A lot of people, including myself, think that Bill Gates really blew it on this one against the one power that could stop him in the only place where Microsoft's marketing muscle is meaningless--the Federal government of the U.S. in a court of law. Microsoft is already on the defensive due to rapid, unexpected shifts in the development of computer and networking technologies. Now, more than ever, the company has to be focused to survive. So taking time out to engage in legal jousting with the Department of Justice and the attorneys general of 19 states is not a very productive use of time or resources. Moreover, since Microsoft has now been declared to have violated U.S. antitrust laws, other forces have begun filing antitrust lawsuits against the company (at present, 140 private anti-trust suits are pending in 38 states). Not surprisingly, Microsoft's primary insurer, Zurich American Insurance, is balking at the potential liabilities, and it also has filed suit against Microsoft. For some inexplicable reason, Bill Gates has chosen to lead Microsoft right into the corporate version of the Bardo of Death, and the result is a phantasmagoria filled with legions of wrathful legal deities wreaking havoc on the company's image and stock valuation. Is this where the "road ahead" was supposed to lead?

But taking on the Department of Justice and state attorneys general in the late 1990s was not where Microsoft really went wrong. Where the company really went wrong was in failing to embrace "open standards" in the late 1980s. Microsoft, or should I say Bill Gates, seems to believe that where open standards exist, profit will be difficult to be had. But this is not at all the case, and one of his former employees has proved that to be the case. Mr. Ryu Koriyama, a former Microsoft employee who investigated and analyzed the TRON Project for Microsoft, is currently the chief executive officer of Aplix Corporation, a rapidly growing Japanese software firm that markets the Java on ITRON (JTRON) commercial product called "JBlend." Although JTRON is open technology that can be legally cloned by other firms, sales and profits are strong and the company is hiring new employees--in spite of the fact that Japan languishes in a severe recession! Yes, open standards not only produce profits, but they can produce them in the middle of a recession to boot. Compare that with Windows CE, a proprietary operating system for consumer applications that Microsoft has actually had to pay huge amounts of money to get some big players to adopt. Can profits be made by paying others to use your proprietary software?

In the spring of 1989, when the United States Trade Representative attacked the TRON Project on behalf Microsoft and other U.S. technology firms, I was asked by the TRON Association to present the TRON Project's position at a meeting with representatives of the U.S. government. Although I did not prepare any notes, I can still remember the three points I made to the U.S. government people present at the meeting. I told them that a "total architecture" like the TRON Architecture, which is designed for computerizing human society, allows for the creation of an unbelievably huge hardware and software market, since everything is compatible with everything else. Moreover, because the TRON Architecture is an "open architecture," it provides par excellence the "level playing field" for foreign firms that the U.S. government was demanding of Japan at the time. Finally, I pointed out that the U.S. government has always taken a firm stance against monopolies, rather than mollycoddle them, as the USTR was attempting to do. However, the U.S. government representatives' main goal in 1989 was to scare Japan into scrapping the TRON Project, so they showed little interest in what I had said.

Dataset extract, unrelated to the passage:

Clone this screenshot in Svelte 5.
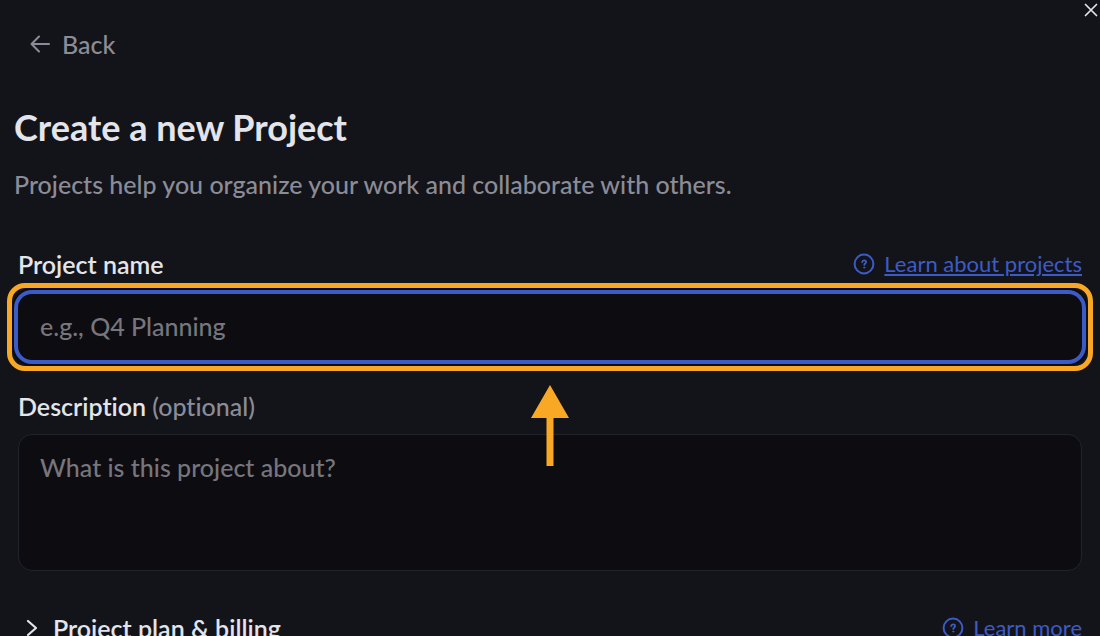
<script>
  let name = $state('');
  let description = $state('');
</script>

{#snippet help()}
  <svg class="help" viewBox="0 0 22 22" fill="none" stroke="currentColor" stroke-linecap="round" stroke-linejoin="round" aria-hidden="true">
    <circle cx="11" cy="11" r="9.4" stroke-width="2" />
    <path d="M9.2 9.1c.1-1.1.9-1.7 1.9-1.7 1.1 0 2 .7 2 1.7 0 1.3-1.8 1.4-1.8 2.8" stroke-width="1.8" />
    <circle cx="11.2" cy="14.6" r=".6" fill="currentColor" stroke-width="1" />
  </svg>
{/snippet}

<main>
  <button class="close" type="button" aria-label="Close">
    <svg viewBox="0 0 14 14" fill="none" stroke="currentColor" stroke-width="1.7" stroke-linecap="round" aria-hidden="true">
      <path d="M1.5 1.5l11 11M12.5 1.5l-11 11" />
    </svg>
  </button>

  <button class="back" type="button">
    <svg viewBox="0 0 20 20" fill="none" stroke="currentColor" stroke-width="2" stroke-linecap="round" stroke-linejoin="round" aria-hidden="true">
      <path d="M19 10H1.5M9 2.5L1.5 10 9 17.5" />
    </svg>
    Back
  </button>

  <h1>Create a new Project</h1>
  <p>Projects help you organize your work and collaborate with others.</p>

  <form>
    <div class="row">
      <label for="name">Project name</label>
      <a href="#projects">{@render help()}<span class="underlined">Learn about projects</span></a>
    </div>
    <div class="focus">
      <input id="name" type="text" placeholder="e.g., Q4 Planning" bind:value={name} />
      <svg class="pointer" viewBox="0 0 38 81" fill="currentColor" aria-hidden="true">
        <path d="M19 0L38 33H22.5V81H15.5V33H0z" />
      </svg>
    </div>

    <div class="row second">
      <label for="description">Description <span class="optional">(optional)</span></label>
    </div>
    <textarea id="description" placeholder="What is this project about?" bind:value={description}></textarea>

    <div class="row plan">
      <button class="toggle" type="button" aria-expanded="false">
        <svg viewBox="0 0 12 18" fill="none" stroke="currentColor" stroke-width="2.2" stroke-linecap="round" stroke-linejoin="round" aria-hidden="true">
          <path d="M2 2l8 7-8 7" />
        </svg>
        Project plan &amp; billing
      </button>
      <a href="#billing">{@render help()}<span class="underlined">Learn more</span></a>
    </div>
  </form>
</main>

<style>
  :global(body) {
    background: #13141a;
    overflow: hidden;
  }
  main {
    position: relative;
    padding: 27px 14px 0;
    color: #e4e5ea;
    font-family: Lato, sans-serif;
    font-size: 25px;
    font-weight: 500;
    font-variant-ligatures: none;
    line-height: 34px;
  }
  button,
  input,
  textarea {
    box-sizing: border-box;
    font: inherit;
    color: inherit;
    font-variant-ligatures: none;
  }
  button {
    display: flex;
    align-items: center;
    border: 0;
    padding: 0;
    background: none;
    cursor: pointer;
  }
  svg {
    flex: none;
    display: block;
  }
  .close {
    position: absolute;
    top: 3px;
    right: 2px;
  }
  .close svg {
    width: 14px;
    height: 14px;
  }
  .back {
    gap: 12px;
    margin-left: 16px;
    color: #8b8c96;
  }
  .back svg {
    width: 20px;
    height: 20px;
  }
  h1 {
    margin: 44px 0 0;
    font-size: 36px;
    line-height: 44px;
    font-weight: 700;
  }
  p {
    margin: 18px 0 0;
    color: #8b8c96;
  }
  form {
    margin: 46px 4px 0;
  }
  .row {
    display: flex;
    justify-content: space-between;
    align-items: center;
  }
  label,
  .toggle {
    font-weight: 600;
  }
  .optional {
    font-weight: 500;
    color: #8b8c96;
  }
  a {
    display: flex;
    align-items: center;
    gap: 9px;
    color: #3d5bc7;
    font-size: 22px;
    font-weight: 400;
    text-decoration: none;
  }
  .underlined {
    text-decoration: underline;
    text-decoration-thickness: 2px;
    text-underline-offset: 2px;
  }
  .help {
    width: 22px;
    height: 22px;
  }
  .focus {
    position: relative;
    margin-top: 13px;
  }
  .focus::after {
    content: '';
    position: absolute;
    inset: -11px;
    border: 5px solid #f9a825;
    border-radius: 18px;
    pointer-events: none;
  }
  input,
  textarea {
    display: block;
    width: 100%;
    border: 0;
    border-radius: 14px;
    background: #0d0c11;
    outline: 0;
  }
  input {
    height: 66px;
    padding: 0 22px 2px;
    box-shadow: 0 0 0 4px #3d5bc7, 0 0 0 6px #0d0c11;
  }
  textarea {
    height: 137px;
    padding: 15px 21px;
    border: 1px solid #222329;
    resize: none;
  }
  ::placeholder {
    color: #76767c;
    opacity: 1;
  }
  .pointer {
    position: absolute;
    top: 91px;
    left: calc(50% - 19px);
    width: 38px;
    height: 81px;
    color: #f9a825;
    pointer-events: none;
  }
  .second {
    margin: 29px 0 11px;
  }
  .plan {
    margin-top: 40px;
  }
  .toggle {
    gap: 15px;
    margin-left: 8px;
  }
  .toggle svg {
    width: 12px;
    height: 18px;
  }
</style>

How ironic it is that over the next decade none other than the U.S. government would verify each of those three points that I made at that meeting! By allowing Arpanet and its TCP/IP communication protocols to come into public use in the form of the Internet in the mid 1990s, the U.S. government has created a huge hardware and software market in which everything is compatible with everything else. Moreover, since those protocols are "open" and "royalty free" just like TRON specifications, a level playing field has been created that has allowed many new players to participate by introducing innovations. Finally, since one of those innovations, the World Wide Web browser developed by Netscape Communications Corp., was "targeted" by Microsoft for "take over and proprietization," the U.S. government finally got the courage to do what it has done historically--take a firm stance against a company with a monopoly trying to extend its monopoly. I sincerely hope the men and women of the USTR can see in retrospect how ridiculous their position was in the spring of 1989. They were literally trying to protect a technological wolf in sheep's clothing that would later gobble up one U.S. high-tech firm after another.

However, what is most ridiculous at this point in time is the vast amount of money and effort Microsoft is expending in its attempt to win this antitrust case launched against it by the U.S. Department of Justice and the attorneys general of 19 states. Even if Microsoft were able to win a complete victory on appeal, which is an extremely unlikely outcome given the breadth and depth of evidence against the firm, Microsoft will never be allowed to take over control of the Internet, either in whole or part, and tax its growth as it has taxed the growth of the personal computer industry. Any moves along those lines will meet with stiff resistance--most likely in the form of Internet antitrust legislation by the U.S. Congress, the European Union, and other G-7 governments. Moreover, such moves will accelerate the already rapid development of "alternatives" to Microsoft's products. In the end, open standards such as TCP/IP, GNU/Linux, and the TRON Architecture, will survive and thrive in the world of technology, just as democracy and the market economy survive and thrive in the world of politics and economics. If Microsoft could swallow its corporate pride long enough to see this fact, the company would at last be able to establish the foundations for its continued success in the 21st century.